Architectural significance within the neighborhood has been classified as Classical Revival, Second Empire, Bungalow/Craftsmen and Queen Anne. Although most of the homes in Oakwood reflect individual tastes and differences in architecture, there are many common features. The architectural styles were modified for a southern climate. More than ninety percent of the homes in the region, for example, have at least one porch.
East Raleigh-South Park
The East Raleigh-South Park Historic District occupies approximately 30 blocks and is loosely bordered by E. Hargett St. on the north; Bragg St., Branch St. and E. Lenoir St. on the south; Camden St., S. Swain St. and S. East St. on the east; and S. Blount St. and S. Wilmington St. on the west. Most of the houses were built from 1900-1940 with approximately twenty percent dating back to the nineteenth century.

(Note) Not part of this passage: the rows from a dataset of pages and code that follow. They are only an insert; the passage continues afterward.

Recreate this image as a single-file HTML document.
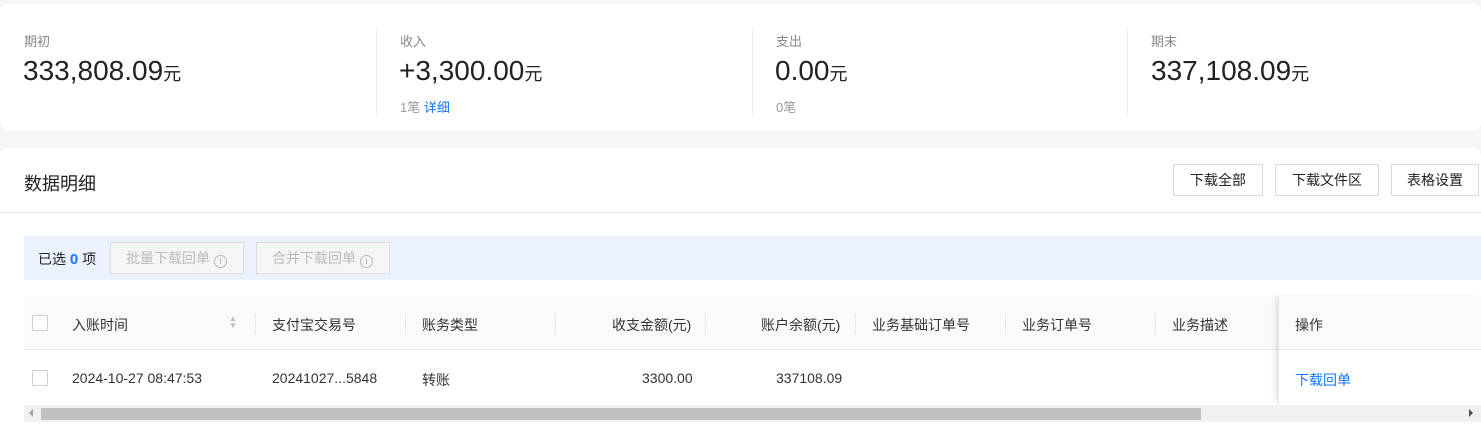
<!DOCTYPE html>
<html><head><meta charset="utf-8"><style>
*{margin:0;padding:0;box-sizing:border-box}
body{width:1481px;height:446px;background:#f5f5f5;font-family:"Liberation Sans","Noto Sans CJK SC",sans-serif;position:relative;overflow:hidden;color:#333}
.a{position:absolute;white-space:nowrap}
.card{position:absolute;background:#fff;border-radius:8px}
.lbl{font-size:13px;color:#888}
.big{font-size:28px;color:#222}
.big span{font-size:18px}
.sub{font-size:13px;color:#999}
.vl{position:absolute;width:1px;background:#eee}
.btn{position:absolute;top:164px;height:32px;border:1px solid #d9d9d9;border-radius:2px;background:#fff;font-size:14px;color:#222;text-align:center;line-height:30px}
.dbtn{position:absolute;top:242px;height:32px;border:1px solid #ddd;background:#f5f5f5;font-size:14px;color:#bbb;line-height:30px;padding-left:15px}
.i{display:inline-block;width:13px;height:13px;border:1px solid #bbb;border-radius:50%;font-size:9px;line-height:11px;text-align:center;vertical-align:-1px;margin-left:4px;color:#aaa}
.th{font-size:14px;color:#333;top:315px}
.td{font-size:14px;color:#333;top:370px}
.sep{position:absolute;top:313px;width:1px;height:22px;background:#e8e8e8}
.cb{position:absolute;left:32px;width:16px;height:16px;border:1px solid #ccc;border-radius:2px;background:#fff}
</style></head><body>
<div class="card" style="left:0;top:4px;width:1481px;height:127px"></div>
<div class="a lbl" style="left:24px;top:31px">期初</div>
<div class="a big" style="left:23px;top:55px">333,808.09<span>元</span></div>
<div class="vl" style="left:376px;top:28px;height:88px"></div>
<div class="a lbl" style="left:400px;top:31px">收入</div>
<div class="a big" style="left:399px;top:55px">+3,300.00<span>元</span></div>
<div class="a sub" style="left:400px;top:97px">1笔 <span style="color:#1677ff">详细</span></div>
<div class="vl" style="left:752px;top:28px;height:88px"></div>
<div class="a lbl" style="left:776px;top:31px">支出</div>
<div class="a big" style="left:775px;top:55px">0.00<span>元</span></div>
<div class="a sub" style="left:776px;top:97px">0笔</div>
<div class="vl" style="left:1127px;top:28px;height:88px"></div>
<div class="a lbl" style="left:1151px;top:31px">期末</div>
<div class="a big" style="left:1151px;top:55px">337,108.09<span>元</span></div>

<div class="card" style="left:0;top:148px;width:1481px;height:300px;border-radius:8px 8px 0 0"></div>
<div class="a" style="left:24px;top:170px;font-size:18px;color:#222">数据明细</div>
<div class="btn" style="left:1173px;width:90px">下载全部</div>
<div class="btn" style="left:1275px;width:104px">下载文件区</div>
<div class="btn" style="left:1391px;width:88px">表格设置</div>
<div class="a" style="left:0;top:212px;width:1481px;height:1px;background:#e8e8e8"></div>

<div class="a" style="left:24px;top:236px;width:1457px;height:44px;background:#ebf2fd"></div>
<div class="a" style="left:38px;top:249px;font-size:14px;color:#222">已选 <b style="color:#1677ff;font-size:15px">0</b> 项</div>
<div class="dbtn" style="left:110px;width:134px">批量下载回单<span class="i">i</span></div>
<div class="dbtn" style="left:256px;width:134px">合并下载回单<span class="i">i</span></div>

<div class="a" style="left:24px;top:296px;width:1457px;height:54px;background:#fafafa;border-bottom:1px solid #ececec"></div>
<div class="cb" style="top:315px"></div>
<div class="a th" style="left:72px">入账时间</div>
<div class="a" style="left:229px;top:315px;font-size:8px;color:#bbb;line-height:7px">▲<br>▼</div>
<div class="sep" style="left:255px"></div>
<div class="a th" style="left:272px">支付宝交易号</div>
<div class="sep" style="left:405px"></div>
<div class="a th" style="left:422px">账务类型</div>
<div class="sep" style="left:555px"></div>
<div class="a th" style="left:612px">收支金额(元)</div>
<div class="sep" style="left:705px"></div>
<div class="a th" style="left:761px">账户余额(元)</div>
<div class="sep" style="left:855px"></div>
<div class="a th" style="left:872px">业务基础订单号</div>
<div class="sep" style="left:1005px"></div>
<div class="a th" style="left:1022px">业务订单号</div>
<div class="sep" style="left:1155px"></div>
<div class="a th" style="left:1172px">业务描述</div>

<div class="cb" style="top:370px"></div>
<div class="a td" style="left:72px">2024-10-27 08:47:53</div>
<div class="a td" style="left:272px">20241027...5848</div>
<div class="a td" style="left:422px">转账</div>
<div class="a td" style="left:642px">3300.00</div>
<div class="a td" style="left:776px">337108.09</div>

<div class="a" style="left:1278px;top:296px;width:203px;height:109px;background:transparent;border-left:1px solid #e8e8e8;box-shadow:-4px 0 6px -2px rgba(0,0,0,0.12)"></div>
<div class="a" style="left:1279px;top:296px;width:202px;height:54px;background:#fafafa;border-bottom:1px solid #ececec"></div>
<div class="a" style="left:1279px;top:351px;width:202px;height:54px;background:#fff"></div>
<div class="a th" style="left:1295px">操作</div>
<div class="a td" style="left:1295px;color:#1677ff">下载回单</div>

<div class="a" style="left:24px;top:405px;width:1457px;height:17px;background:#f1f1f1"></div>
<div class="a" style="left:41px;top:408px;width:1160px;height:12px;background:#c1c1c1"></div>
<div class="a" style="left:29px;top:409px;width:0;height:0;border:4px solid transparent;border-right-color:#a3a3a3;border-left:0"></div>
<div class="a" style="left:1469px;top:409px;width:0;height:0;border:4px solid transparent;border-left-color:#505050;border-right:0"></div>
</body></html>
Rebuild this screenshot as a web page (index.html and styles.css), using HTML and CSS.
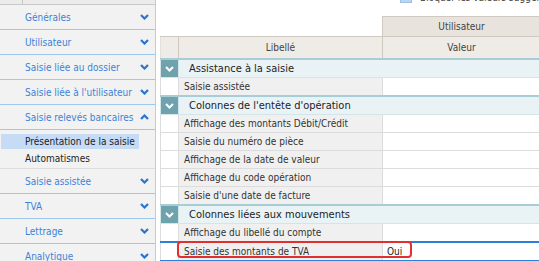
FILE: index.html
```html
<!DOCTYPE html>
<html lang="fr">
<head>
    <meta charset="UTF-8">
    <title>Paramètres de saisie</title>
    <link rel="stylesheet" href="styles.css">
</head>
<body>
    <aside class="sidebar">
        <div class="side-top"><span class="side-top-cell"></span></div>
        <div class="side-item"><span>Générales</span><svg class="chev" viewBox="0 0 9 6"><polyline points="1,1 4.5,4.5 8,1"/></svg></div>
        <div class="side-item"><span>Utilisateur</span><svg class="chev" viewBox="0 0 9 6"><polyline points="1,1 4.5,4.5 8,1"/></svg></div>
        <div class="side-item"><span>Saisie liée au dossier</span><svg class="chev" viewBox="0 0 9 6"><polyline points="1,1 4.5,4.5 8,1"/></svg></div>
        <div class="side-item"><span>Saisie liée à l'utilisateur</span><svg class="chev" viewBox="0 0 9 6"><polyline points="1,1 4.5,4.5 8,1"/></svg></div>
        <div class="side-item"><span>Saisie relevés bancaires</span><svg class="chev" viewBox="0 0 9 6"><polyline points="1,5 4.5,1.5 8,5"/></svg></div>
        <ul class="side-sub">
            <li class="active">Présentation de la saisie</li>
            <li>Automatismes</li>
        </ul>
        <div class="side-item"><span>Saisie assistée</span><svg class="chev" viewBox="0 0 9 6"><polyline points="1,1 4.5,4.5 8,1"/></svg></div>
        <div class="side-item"><span>TVA</span><svg class="chev" viewBox="0 0 9 6"><polyline points="1,1 4.5,4.5 8,1"/></svg></div>
        <div class="side-item"><span>Lettrage</span><svg class="chev" viewBox="0 0 9 6"><polyline points="1,1 4.5,4.5 8,1"/></svg></div>
        <div class="side-item"><span>Analytique</span><svg class="chev" viewBox="0 0 9 6"><polyline points="1,1 4.5,4.5 8,1"/></svg></div>
    </aside>
    <main class="content">
        <div class="toolbar">
            <div class="toolbar-row"><span class="check"></span><span>Bloquer les valeurs suggérées</span></div>
        </div>
        <table class="grid">
            <colgroup><col class="c-tog"><col class="c-label"><col class="c-value"></colgroup>
            <thead>
                <tr class="head-top"><td class="blank" colspan="2"></td><th class="head-user">Utilisateur</th></tr>
                <tr class="head-cols"><th></th><th>Libellé</th><th>Valeur</th></tr>
            </thead>
            <tbody>
                <tr class="group"><td class="tog"><svg viewBox="0 0 9 6"><polyline points="1,1 4.5,4.5 8,1"/></svg></td><td colspan="2">Assistance à la saisie</td></tr>
                <tr><td></td><td class="label">Saisie assistée</td><td class="value"></td></tr>
                <tr class="group"><td class="tog"><svg viewBox="0 0 9 6"><polyline points="1,1 4.5,4.5 8,1"/></svg></td><td colspan="2">Colonnes de l'entête d'opération</td></tr>
                <tr><td></td><td class="label">Affichage des montants Débit/Crédit</td><td class="value"></td></tr>
                <tr><td></td><td class="label">Saisie du numéro de pièce</td><td class="value"></td></tr>
                <tr><td></td><td class="label">Affichage de la date de valeur</td><td class="value"></td></tr>
                <tr><td></td><td class="label">Affichage du code opération</td><td class="value"></td></tr>
                <tr><td></td><td class="label">Saisie d'une date de facture</td><td class="value"></td></tr>
                <tr class="group"><td class="tog"><svg viewBox="0 0 9 6"><polyline points="1,1 4.5,4.5 8,1"/></svg></td><td colspan="2">Colonnes liées aux mouvements</td></tr>
                <tr><td></td><td class="label">Affichage du libellé du compte</td><td class="value"></td></tr>
                <tr class="selected"><td></td><td class="label">Saisie des montants de TVA<span class="mark"></span></td><td class="value">Oui</td></tr>
            </tbody>
        </table>
    </main>
</body>
</html>
```
FILE: styles.css
```css
body {
    margin: 0;
    padding: 0;
    display: flex;
    height: 261px;
    overflow: hidden;
    background-color: #fff;
    font-family: "DejaVu Sans Condensed", "Liberation Sans", sans-serif;
    font-size: 10px;
    color: #333;
}

/* left menu */
.sidebar {
    width: 155px;
    flex-shrink: 0;
    background-color: #f2f2f2;
    border-right: 1px solid #cbcbcb;
}

.side-top {
    height: 4px;
    background-color: #ebebeb;
    border-bottom: 1px solid #c9c9c9;
}

.side-top-cell {
    display: block;
    width: 22px;
    height: 4px;
    border-right: 1px solid #c9c9c9;
}

.side-item {
    display: flex;
    align-items: center;
    justify-content: space-between;
    height: 24px;
    padding: 0 6px 0 25px;
    border-bottom: 1px solid #9fc7ec;
    color: #3d82d6;
}

.chev {
    width: 9px;
    height: 6px;
    fill: none;
    stroke: #2a75cf;
    stroke-width: 2.2;
}

.side-sub {
    list-style: none;
    margin: 0;
    padding: 4px 0 0;
    border-bottom: 1px solid #dedede;
}

.side-sub li {
    width: 114px;
    height: 15px;
    line-height: 15px;
    margin: 0 0 2px 1px;
    padding-left: 24px;
    color: #222;
}

.side-sub li.active {
    background-color: #c6dcf6;
}

/* main area */
.content {
    flex: 1;
    padding-left: 4px;
}

.toolbar {
    display: flow-root;
    height: 16px;
}

.toolbar-row {
    display: flex;
    align-items: center;
    gap: 8px;
    margin-top: -9px;
    padding-left: 240px;
    height: 12px;
    white-space: nowrap;
    color: #444;
}

.check {
    width: 10px;
    height: 10px;
    background-color: #bcd5f2;
    border: 1px solid #9fbfe6;
}

.grid {
    width: 380px;
    table-layout: fixed;
    border-collapse: collapse;
}

.c-tog { width: 18px; }
.c-label { width: 204px; }
.c-value { width: 158px; }

.grid td,
.grid th {
    padding: 0;
    height: 17px;
    border: 1px solid #dcdcdc;
    white-space: nowrap;
    overflow: hidden;
}

.grid th {
    font-weight: normal;
    color: #444;
    text-align: center;
}

.grid .blank {
    border: none;
    border-bottom: 1px solid #cfc9c1;
}

.head-top th {
    height: 19px;
    background-color: #e8e3dc;
    border-color: #cfc9c1;
}

.head-cols th {
    height: 21px;
    background-color: #efebe6;
    border-color: #cfc9c1;
    border-left-color: #e4dfd8;
}

.group td {
    background-color: #e9f3f6;
    border-color: #d4e5ea;
    border-top: 2px solid #a9cdd6;
    font-size: 11px;
    color: #222;
    padding-left: 10px;
}

.group .tog {
    padding: 0;
    background-color: #6ea2ad;
    text-align: center;
}

.tog svg {
    width: 9px;
    height: 6px;
    fill: none;
    stroke: #fff;
    stroke-width: 2;
    vertical-align: middle;
}

.grid .label {
    background-color: #f0f0f0;
    padding-left: 5px;
}

.grid .value {
    padding-left: 4px;
    color: #222;
}

.selected td {
    border-top: 2px solid #2f7fd8;
    border-bottom: 2px solid #2f7fd8;
}

.selected .label {
    position: relative;
    overflow: visible;
}

.mark {
    position: absolute;
    left: -2px;
    top: -2px;
    width: 231px;
    height: 13px;
    border: 2px solid #e2302f;
    border-radius: 4px;
}
```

The East Raleigh portion of the district is composed of portions of the historic neighborhoods of Smith-Haywood and St. Petersburg which developed just after the Civil War. Two of the most distinctive types of houses are the Shotgun and the Triple-A, which together compose one-third of the district. Front gable and side-gabled house can be found throughout the neighborhood as well, specifically the South Park region.
Most porches in the neighborhood serve as a forum for the artistic expression of the people who live there. Some of these expressions include brackets, spindle friezes, detailed balustrades and turned or jigsaw-cut millwork which, in turn, have been termed by some scholars as Folk Victorian design.